I soon began introducing our friends and neighbors to the birds, whose questions suggested that they were somewhat less accustomed to the idea of living around wildlife than we had become: “Do they eat poodles?” (Not likely, since Cooper’s hawks go after much smaller prey.) “Where do they sleep?” (Perched on branches.) “Aren’t you scared?” (We were thrilled!) My neighbor told me he took down his bird feeder because no birds seemed to be visiting that year. I didn’t have the heart to tell him that I was sheltering the “murderers” in my back yard.
During the first week of August, my oldest son invited his friends over for a birthday slumber party. At breakfast, one of the young hawks perched on a lawn chair three feet from the kitchen table, drawing the boys to our French doors to observe this marvelous creature. My son exclaimed, “Look at those talons!” Another said, “Look at those large eyes and sharp beak!” I was glad they had the opportunity to witness a wild hawk up close. Then, as if to make some cogent comment, the hawk lifted its long tail, whitewashed the deck with excrement, and flew off to a nearby shagbark hickory.

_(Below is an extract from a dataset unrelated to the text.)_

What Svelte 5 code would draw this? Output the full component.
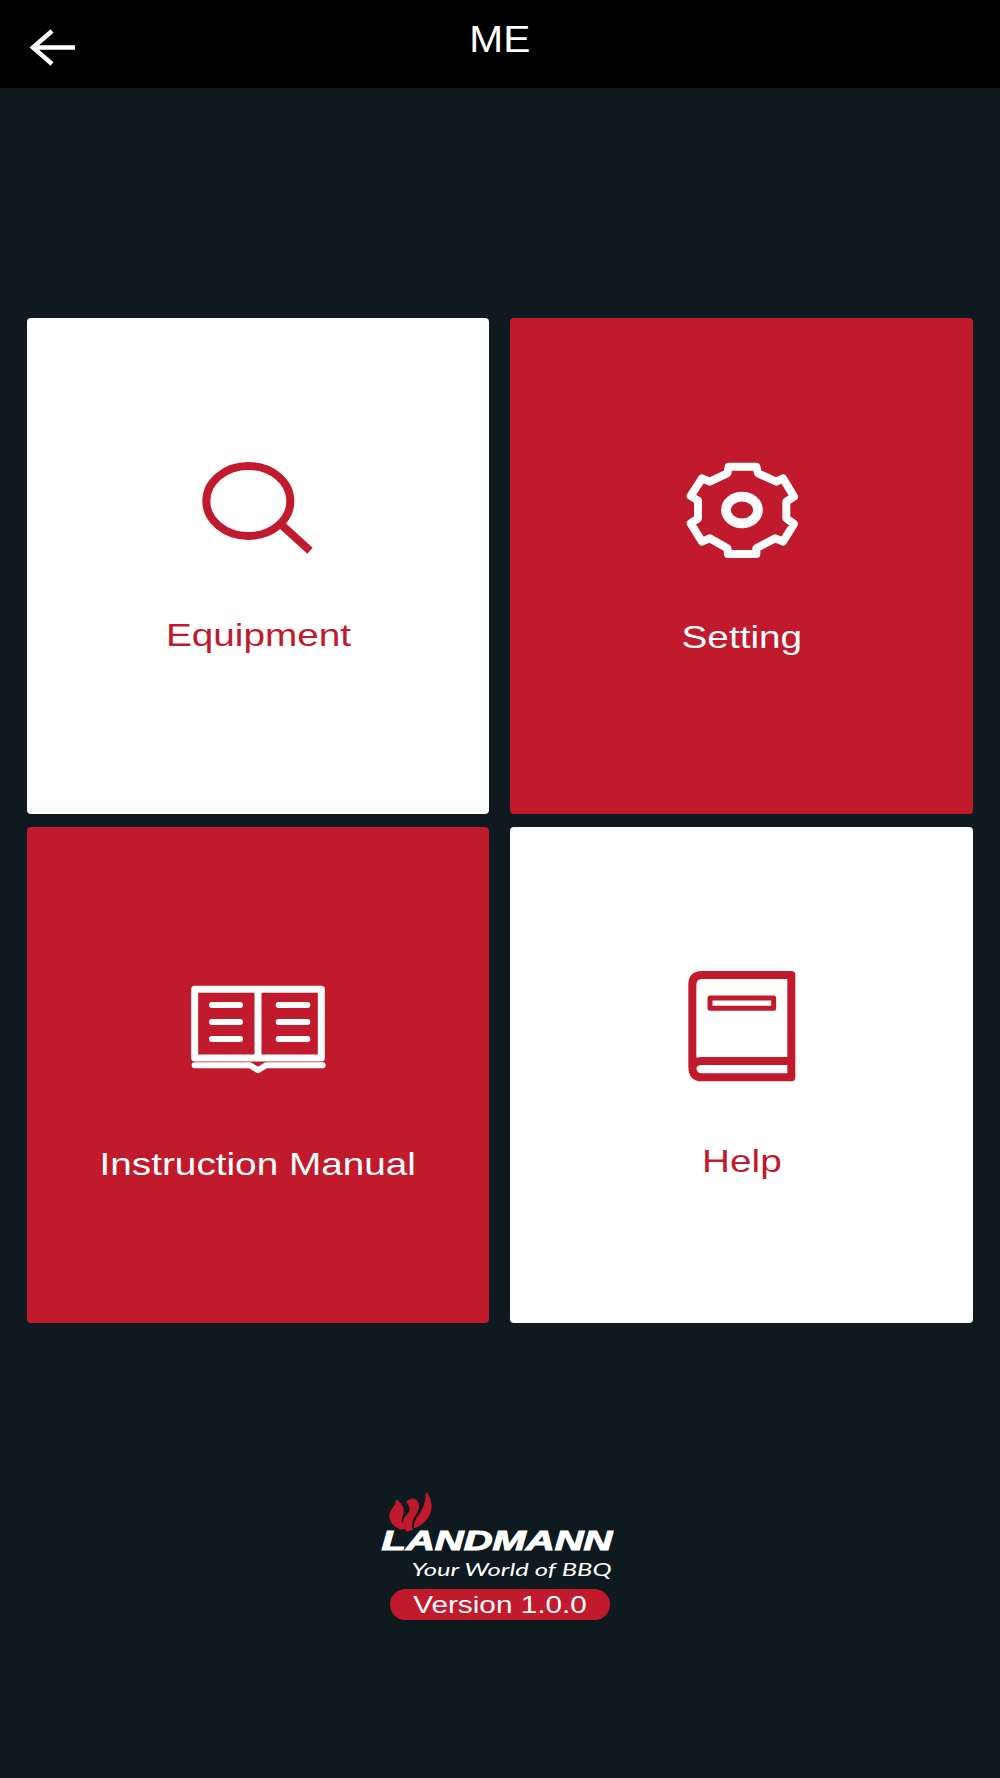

At the end of August, when the goldenrod had begun to bloom, we left for Boston to watch the Red Sox in Fenway and to relax on Martha’s Vineyard. After ten days, we returned to an eerie silence. Something was missing — the place seemed lifeless. The Cooper’s hawks were gone. We felt empty and sad, like the parents of a new first-year college student, and were left again with our normal visitors. We can only hope that one of the hawks returns next spring to raise a new family.
Our hawks did return this year, and raised four young. They rebuilt a nest in the same spot as last year, so we’re fairly sure these are the same parent hawks. The entire bird family survived a violent storm in June, as well as our annual July 4th party.